Seit dem späten 18. Jahrhundert ging es mit den Anmeldungen allerdings deutlich bergab. Meist gab es einstellige Einschreibezahlen, und oft kamen auf die fünf Professoren nur vier bis sechs immatrikulierte Gymnasiasten. Vor dem Hintergrund der Aufklärung hatte es zwischen 1790 und 1830 in allen deutschen Einzelstaaten durchgreifende Universitätsreformen gegeben. Im Zuge dieser Entwicklung erlangte die Philosophische Fakultät an den Universitäten schließlich ihre Gleichberechtigung und war nicht länger obligatorische Vorstufe für die anderen Fakultäten. Damit verloren auch die akademischen Gymnasien ihre Funktion.

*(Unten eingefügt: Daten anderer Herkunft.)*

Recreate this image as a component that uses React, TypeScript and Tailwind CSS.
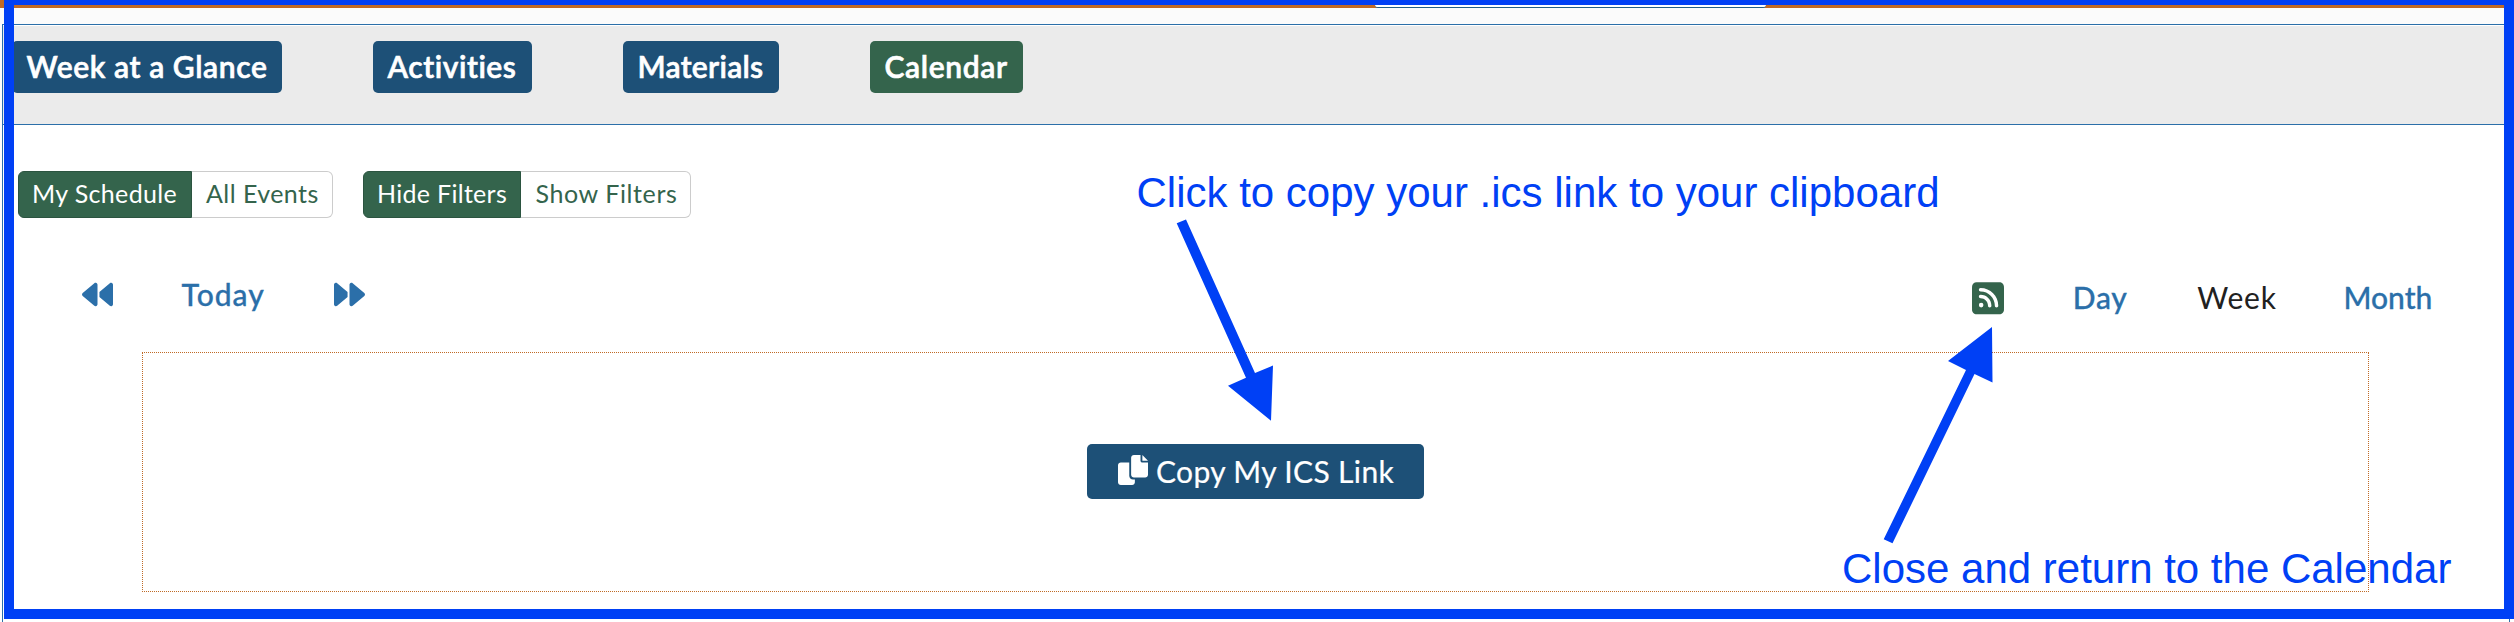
import type { ReactNode } from "react";
import { FaBackward, FaForward, FaSquareRss } from "react-icons/fa6";

function NavButton({ className, children }: { className: string; children: ReactNode }) {
  return (
    <button
      className={`flex h-[52px] shrink-0 items-center rounded-[5px] pb-[2px] pl-[14.5px] text-[30px] leading-9 font-semibold whitespace-nowrap text-white [-webkit-text-stroke:0.6px_currentColor] ${className}`}
    >
      {children}
    </button>
  );
}

function Segment({ active, className, children }: { active?: boolean; className: string; children: ReactNode }) {
  const tone = active
    ? "rounded-l-[6px] border border-[#2b5440] bg-[#34644c] text-white"
    : "rounded-r-[6px] border border-l-0 border-[#cccccc] bg-white text-[#34644c]";
  return (
    <button
      className={`flex h-[47px] shrink-0 items-center pb-[3px] text-[25px] leading-[30px] whitespace-nowrap ${tone} ${className}`}
    >
      {children}
    </button>
  );
}

function CopyIcon() {
  return (
    <svg viewBox="0 0 512 512" className="mt-[-3px] size-[30px] shrink-0 fill-white">
      <path d="M384 96L384 0h-112c-26.51 0-48 21.49-48 48v288c0 26.51 21.49 48 48 48H464c26.51 0 48-21.49 48-48V128h-95.1C398.4 128 384 113.6 384 96zM416 0v96h96L416 0zM192 352V128h-144c-26.51 0-48 21.49-48 48v288c0 26.51 21.49 48 48 48h192c26.51 0 48-21.49 48-48L288 416h-32C220.7 416 192 387.3 192 352z" />
    </svg>
  );
}

function Annotations() {
  return (
    <div className="pointer-events-none absolute inset-0 font-['Liberation_Sans',sans-serif] text-[42px] leading-[48px] whitespace-nowrap text-[#0040f5]">
      <div className="absolute top-0 right-0 bottom-[3px] left-1 border-t-[5px] border-r-[10px] border-b-[10px] border-l-[10px] border-[#0040f5]" />
      <svg viewBox="0 0 2514 622" className="absolute inset-0 h-full w-full fill-[#0040f5]">
        <polygon points="1176.7,223.3 1186,219.5 1255,373 1273,365.5 1271,420.8 1228,385.7 1246,377.7" />
        <polygon points="1883.7,539.3 1892.5,543.3 1974.5,374 1992.5,382.5 1992,327 1948,361 1966,370" />
      </svg>
      <p className="absolute top-[169px] left-[1136.5px]">Click to copy your .ics link to your clipboard</p>
      <p className="absolute top-[544.5px] left-[1842px]">Close and return to the Calendar</p>
    </div>
  );
}

export default function App() {
  return (
    <div className="relative h-[622px] w-full overflow-hidden bg-white font-['Lato',sans-serif]">
      <div className="flex h-2 bg-[#c06a26] pl-[1375px]">
        <div className="h-2 w-[391px] rounded-b-[3px] border-b border-[#235f86] bg-white" />
      </div>
      <div className="h-4 bg-[#fbfbfb]" />

      <div className="ml-0.5 h-[620px] w-[2508px] border border-[#2b6fa9] pt-px">
        <nav className="flex h-[99px] gap-[91px] border-b border-[#2b6fa9] bg-[#ebebeb] pt-[15px] pl-[9px]">
          <NavButton className="w-[270px] bg-[#1d5077] tracking-[0.6px]">Week at a Glance</NavButton>
          <NavButton className="w-[159px] bg-[#1d5077] tracking-[0.55px]">Activities</NavButton>
          <NavButton className="w-[156px] bg-[#1d5077] tracking-[0.3px]">Materials</NavButton>
          <NavButton className="w-[153px] bg-[#34644c] tracking-[0.65px]">Calendar</NavButton>
        </nav>

        <div className="mt-[46px] flex gap-[30px] pl-[15px]">
          <div className="flex">
            <Segment active className="w-[174px] pl-[13px] tracking-[0.35px]">My Schedule</Segment>
            <Segment className="w-[141px] pl-[14px] tracking-[0.45px]">All Events</Segment>
          </div>
          <div className="flex">
            <Segment active className="w-[158px] pl-[13px] tracking-[0.3px]">Hide Filters</Segment>
            <Segment className="w-[170px] pl-[14.5px] tracking-[0.6px]">Show Filters</Segment>
          </div>
        </div>

        <div className="flex h-[134px] justify-between pr-[75.5px] pl-[79px] text-[30px] leading-9 font-medium whitespace-nowrap text-[#2b6fa9]">
          <div className="flex items-start gap-[68px] pt-[57px]">
            <FaBackward className="mt-[3.5px] size-[31px]" />
            <span className="mt-px w-[84.6px] pl-[0.5px] tracking-[1px] [-webkit-text-stroke:0.3px_currentColor]">Today</span>
            <FaForward className="mt-[3.5px] size-[31px]" />
          </div>
          <div className="flex items-start pt-[60px]">
            <FaSquareRss className="mt-[1.7px] mr-[68.3px] h-[36.5px] w-8 text-[#34644c]" />
            <span className="mt-px mr-[69px] w-14 pl-[0.5px] tracking-[0.7px] [-webkit-text-stroke:0.3px_currentColor]">Day</span>
            <span className="mt-px mr-[68.2px] w-[78px] font-normal tracking-[0.8px] text-[#212121]">Week</span>
            <span className="mt-px w-[90px] [-webkit-text-stroke:0.3px_currentColor]">Month</span>
          </div>
        </div>

        <div className="ml-[139px] flex h-[240px] w-[2227px] items-start justify-center border border-dotted border-[#c06a26]">
          <button className="mt-[91px] flex h-[55px] w-[337px] items-center gap-[8px] rounded-[5px] bg-[#1d5077] pb-px pl-[31px] text-[30px] leading-9 tracking-[0.35px] whitespace-nowrap text-white [-webkit-text-stroke:0.2px_currentColor]">
            <CopyIcon />
            Copy My ICS Link
          </button>
        </div>
      </div>

      <Annotations />
    </div>
  );
}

Im Mai 1883 wurde das Akademische Gymnasium per Gesetz aufgelöst. Alle Versuche, es durch Reformen und neue Zielsetzungen attraktiver zu machen, waren letztlich gescheitert. Rund 3000 Studenten hatten es seit seiner Gründung durchlaufen. Fortan verpflichtete man die Direktoren aller wissenschaftlichen Anstalten Hamburgs, „zur Weiterbildung und Verbreitung der Wissenschaft“ regelmäßig Vorlesungen abzuhalten. Die Wissenschaftler verließen den Elfenbeinturm immer schneller, das allgemeine Vorlesungswesen, das für uns heute selbstverständlich ist, erlangte zunehmend größere Bedeutung.

Als Hamburgs Universität – letztlich als Nachfolgeorganisation – im Mai 1919 endlich eröffnet wurde, sagte der Nationalökonom Karl Rathgen in seiner Rede, dass das Akademische Gymnasium „verdorren musste“, als „die Organisation des Studiums in Deutschland allgemeingültige Formen annahm“. Es sei schließlich den „Erschöpfungstode“ gestorben.

Noch im Mai 1840 waren Johanneum und Akademisches Gymnasium in einen Neubau auf dem Domplatz am Speersort umgezogen. Das schöne, U-förmige Gebäude im Stil der florentinischen Spätrenaissance beherbergte auch die Stadtbibliothek. 1943 zerstörte es ein Bombenangriff, unersetzbare Kulturschätze gingen damals verloren. Die Ruine wurde später abgerissen, die Orte, an denen sich Hamburgs „Gymnasium illustre“ einst befand, sucht man heute vergeblich.